Terminada a incursão pelos aposentos, um carrinho do tipo de supermercados serviu de transporte aos volumes até a antiga morada, seu lugar de origem, a biblioteca, de onde nunca deviam ter saído e para onde deveriam ter voltado muito antes. A tarefa era criar espaço para eles. Mas, não dizem “quem foi ao ar, perdeu o lugar”? Pelo menos, diziam. Pois eles tinham ido precisamente ao ar – e também ao chão, às cadeiras, às mesinhas –, e perdido o lugar. Novos exemplares tinham, sem mais demora ocupado as vagas disponíveis. Talvez seja melhor dizer que tinham se apossado delas. Solução radical e, como tive consciência mais tarde, dolorosa, se impunha. Empilhar tudo na área da biblioteca era atividade de risco pela ameaça permanente de soterramento. Vieram-me à lembrança as cenas recentes dos deslizamentos de terra nas cidades serranas do Rio de Janeiro. A diferença é que, no meu caso, nem haveria necessidade de chuva para a ocorrência da tragédia.
Com relutância admiti a utilização de medida até então não considerada: a adoção dos desalojados por almas caridosas. Trauma sofrido por mim há mais de quinze anos em Brasília me atormentava, no entanto. Eu fora a um sebo numa fatídica manhã de sábado, na Asa Norte. Lá vendi, pela mesma razão de agora, falta de espaço, um dicionário Caldas Aulete, em vários volumes, publicado, creio, nos anos sessenta. Depois, arrependido, tentei a anulação do negócio, sem sucesso. Alguém já o havia adquirido. Eram dias, agora, de indecisão, mas, sem alternativa, levei adiante a ideia.

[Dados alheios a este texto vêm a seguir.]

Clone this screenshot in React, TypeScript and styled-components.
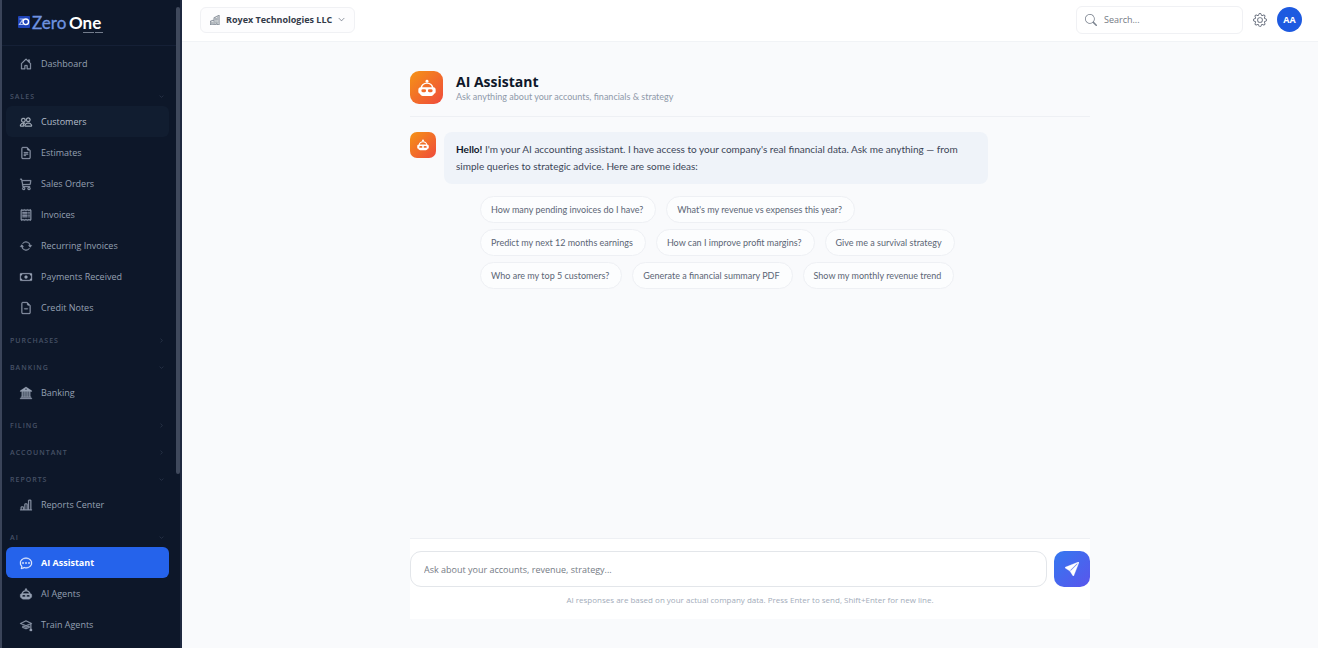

Ao fazer a seleção dos livros com a finalidade de fazer a doação a suas novas famílias, criando com isso espaço para os que permaneceriam, dei explicações a eles e procurei consolá-los e a mim mesmo: vocês estarão mais bem acomodados em outra biblioteca, nada de mal lhes acontecerá, tenham certeza, ninguém vai rasgar suas páginas, quem sabe no novo lar haverá até um sistema de prevenção de incêndio, etc.
Terminada a primeira etapa, comecei a distribuição entre pessoas bondosas o suficiente para não deixarem nenhum deles ao relento, num lixão, pegando sol e chuva até se desintegrarem na mãe natureza, numa fábrica de papel reciclado ou, suprema perversidade de gente desalmada e suprema humilhação dessas criaturas, em usos menos do que nobres em instalações sanitárias públicas ou mesmo em privadas.
Dias após, notei alguns dos retornados às prateleiras repousando de novo ao lado da cama. Trabalho de Sísifo. Trabalho à toa? Onde seriam acomodados os livros recém-adquiridos?